DO THIS: Search the listing below for the string "React" and show each line that contains it.

|---|

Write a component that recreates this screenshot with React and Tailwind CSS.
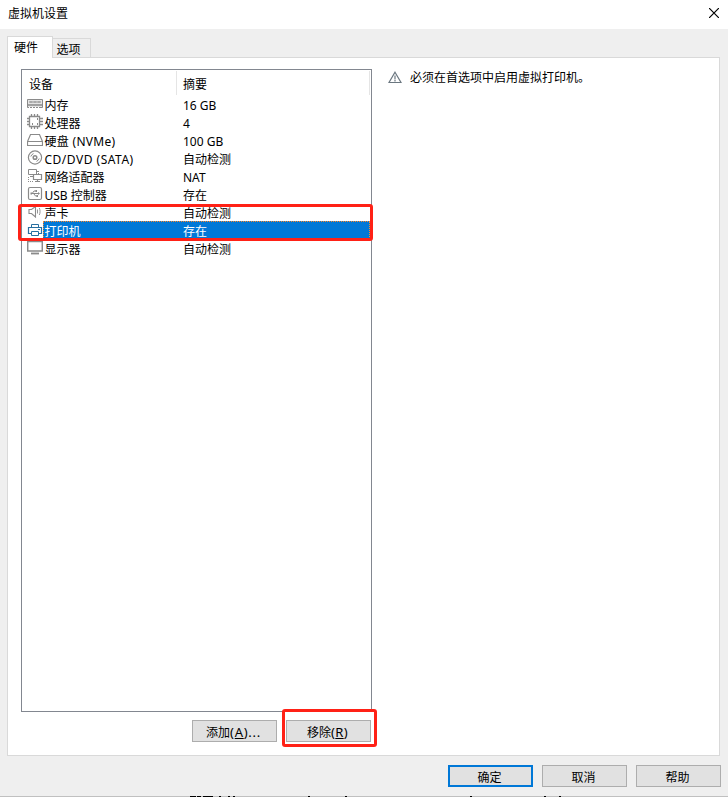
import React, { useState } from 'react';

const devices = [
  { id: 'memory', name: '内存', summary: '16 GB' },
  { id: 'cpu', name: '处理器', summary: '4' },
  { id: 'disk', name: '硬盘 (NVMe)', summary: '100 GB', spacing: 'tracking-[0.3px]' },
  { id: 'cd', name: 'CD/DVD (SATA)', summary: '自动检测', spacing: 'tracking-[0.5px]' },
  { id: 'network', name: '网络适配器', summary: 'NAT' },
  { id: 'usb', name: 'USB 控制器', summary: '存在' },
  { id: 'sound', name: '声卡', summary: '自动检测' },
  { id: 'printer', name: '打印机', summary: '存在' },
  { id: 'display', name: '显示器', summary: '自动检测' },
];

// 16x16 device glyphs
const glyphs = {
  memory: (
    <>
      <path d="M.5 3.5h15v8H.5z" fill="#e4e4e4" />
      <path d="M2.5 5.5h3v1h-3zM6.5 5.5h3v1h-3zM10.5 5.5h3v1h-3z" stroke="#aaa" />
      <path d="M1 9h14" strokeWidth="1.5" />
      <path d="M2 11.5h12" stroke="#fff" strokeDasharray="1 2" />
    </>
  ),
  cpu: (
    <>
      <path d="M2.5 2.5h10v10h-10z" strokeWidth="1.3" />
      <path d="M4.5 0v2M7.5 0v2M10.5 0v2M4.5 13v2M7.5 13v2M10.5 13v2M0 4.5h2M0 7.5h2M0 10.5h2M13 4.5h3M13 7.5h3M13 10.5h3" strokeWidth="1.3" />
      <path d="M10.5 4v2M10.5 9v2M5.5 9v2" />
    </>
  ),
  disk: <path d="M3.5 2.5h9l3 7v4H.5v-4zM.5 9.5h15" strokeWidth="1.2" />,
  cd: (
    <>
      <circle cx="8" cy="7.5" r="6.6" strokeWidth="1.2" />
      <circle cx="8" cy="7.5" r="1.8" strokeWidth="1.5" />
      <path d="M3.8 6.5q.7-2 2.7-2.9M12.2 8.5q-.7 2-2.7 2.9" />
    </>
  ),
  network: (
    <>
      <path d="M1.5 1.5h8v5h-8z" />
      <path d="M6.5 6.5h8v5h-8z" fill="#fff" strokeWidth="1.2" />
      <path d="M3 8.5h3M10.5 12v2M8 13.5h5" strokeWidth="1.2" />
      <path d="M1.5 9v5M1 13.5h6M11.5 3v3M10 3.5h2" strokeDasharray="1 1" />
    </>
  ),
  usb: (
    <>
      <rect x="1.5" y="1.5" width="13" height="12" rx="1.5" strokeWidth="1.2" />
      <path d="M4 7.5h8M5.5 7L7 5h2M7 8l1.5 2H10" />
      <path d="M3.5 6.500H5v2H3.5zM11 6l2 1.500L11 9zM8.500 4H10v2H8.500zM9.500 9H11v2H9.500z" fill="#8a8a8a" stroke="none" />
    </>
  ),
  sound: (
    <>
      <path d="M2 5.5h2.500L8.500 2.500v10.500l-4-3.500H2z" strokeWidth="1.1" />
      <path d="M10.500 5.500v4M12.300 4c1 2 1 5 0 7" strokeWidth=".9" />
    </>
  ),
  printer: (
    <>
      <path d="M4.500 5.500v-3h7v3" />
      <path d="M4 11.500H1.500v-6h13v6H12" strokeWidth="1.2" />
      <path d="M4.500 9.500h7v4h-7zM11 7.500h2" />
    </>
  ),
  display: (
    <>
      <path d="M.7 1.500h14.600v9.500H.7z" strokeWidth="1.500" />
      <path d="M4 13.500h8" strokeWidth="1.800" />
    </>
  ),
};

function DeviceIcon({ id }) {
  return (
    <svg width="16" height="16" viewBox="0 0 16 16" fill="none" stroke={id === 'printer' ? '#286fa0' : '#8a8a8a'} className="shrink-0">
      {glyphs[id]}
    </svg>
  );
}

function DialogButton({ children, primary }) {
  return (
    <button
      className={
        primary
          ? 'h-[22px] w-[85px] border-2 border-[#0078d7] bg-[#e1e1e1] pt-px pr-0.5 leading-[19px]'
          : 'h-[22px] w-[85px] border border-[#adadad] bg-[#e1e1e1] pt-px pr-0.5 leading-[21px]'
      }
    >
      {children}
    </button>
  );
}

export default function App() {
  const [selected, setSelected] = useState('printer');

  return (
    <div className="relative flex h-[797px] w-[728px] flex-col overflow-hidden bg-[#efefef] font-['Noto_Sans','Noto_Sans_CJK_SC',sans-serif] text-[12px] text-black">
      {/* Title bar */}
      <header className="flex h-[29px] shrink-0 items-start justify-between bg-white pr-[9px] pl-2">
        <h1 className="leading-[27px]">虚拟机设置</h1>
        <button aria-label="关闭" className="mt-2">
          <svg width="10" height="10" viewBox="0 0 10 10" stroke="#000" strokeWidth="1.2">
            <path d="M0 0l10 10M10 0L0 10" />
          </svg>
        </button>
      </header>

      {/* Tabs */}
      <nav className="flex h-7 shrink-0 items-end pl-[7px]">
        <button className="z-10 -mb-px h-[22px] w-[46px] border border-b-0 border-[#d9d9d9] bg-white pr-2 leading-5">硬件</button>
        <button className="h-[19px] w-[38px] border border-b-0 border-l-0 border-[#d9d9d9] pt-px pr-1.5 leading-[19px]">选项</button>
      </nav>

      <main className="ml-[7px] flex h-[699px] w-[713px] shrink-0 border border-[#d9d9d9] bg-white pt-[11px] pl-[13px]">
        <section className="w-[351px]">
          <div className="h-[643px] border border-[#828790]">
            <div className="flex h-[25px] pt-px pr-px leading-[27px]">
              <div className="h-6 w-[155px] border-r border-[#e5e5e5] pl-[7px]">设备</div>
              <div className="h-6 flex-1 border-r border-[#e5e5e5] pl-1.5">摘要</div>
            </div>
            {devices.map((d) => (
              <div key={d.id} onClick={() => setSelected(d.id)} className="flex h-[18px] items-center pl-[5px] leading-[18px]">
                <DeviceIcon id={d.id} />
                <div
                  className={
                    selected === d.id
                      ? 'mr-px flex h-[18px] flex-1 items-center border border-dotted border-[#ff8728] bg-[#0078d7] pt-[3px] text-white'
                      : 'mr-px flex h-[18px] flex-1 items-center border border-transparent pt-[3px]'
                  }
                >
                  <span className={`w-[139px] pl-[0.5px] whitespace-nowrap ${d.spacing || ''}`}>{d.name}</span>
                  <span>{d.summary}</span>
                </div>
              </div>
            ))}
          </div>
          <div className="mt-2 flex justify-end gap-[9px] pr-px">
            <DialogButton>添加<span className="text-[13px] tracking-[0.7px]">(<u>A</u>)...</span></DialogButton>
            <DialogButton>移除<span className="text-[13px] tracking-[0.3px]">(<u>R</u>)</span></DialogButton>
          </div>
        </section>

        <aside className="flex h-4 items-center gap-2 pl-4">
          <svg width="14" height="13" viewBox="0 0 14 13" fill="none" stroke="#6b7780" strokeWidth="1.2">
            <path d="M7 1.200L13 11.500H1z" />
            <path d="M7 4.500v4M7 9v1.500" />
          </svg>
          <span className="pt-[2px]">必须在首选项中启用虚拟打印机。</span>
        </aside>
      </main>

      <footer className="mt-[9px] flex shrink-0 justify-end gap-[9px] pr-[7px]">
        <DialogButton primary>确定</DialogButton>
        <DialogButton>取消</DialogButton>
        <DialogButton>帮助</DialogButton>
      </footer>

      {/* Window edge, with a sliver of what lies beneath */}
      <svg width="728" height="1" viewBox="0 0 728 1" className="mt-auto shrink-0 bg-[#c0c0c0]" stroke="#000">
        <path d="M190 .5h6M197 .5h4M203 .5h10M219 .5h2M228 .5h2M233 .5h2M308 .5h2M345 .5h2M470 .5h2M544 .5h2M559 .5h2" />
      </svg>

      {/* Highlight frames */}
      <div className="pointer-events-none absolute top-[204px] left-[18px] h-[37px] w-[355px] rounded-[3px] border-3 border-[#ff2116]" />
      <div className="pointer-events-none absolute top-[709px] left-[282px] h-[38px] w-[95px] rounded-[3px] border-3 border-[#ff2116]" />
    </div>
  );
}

|---|

TASK SOLUTION:
Write a component that recreates this screenshot with React and Tailwind CSS.
import React, { useState } from 'react';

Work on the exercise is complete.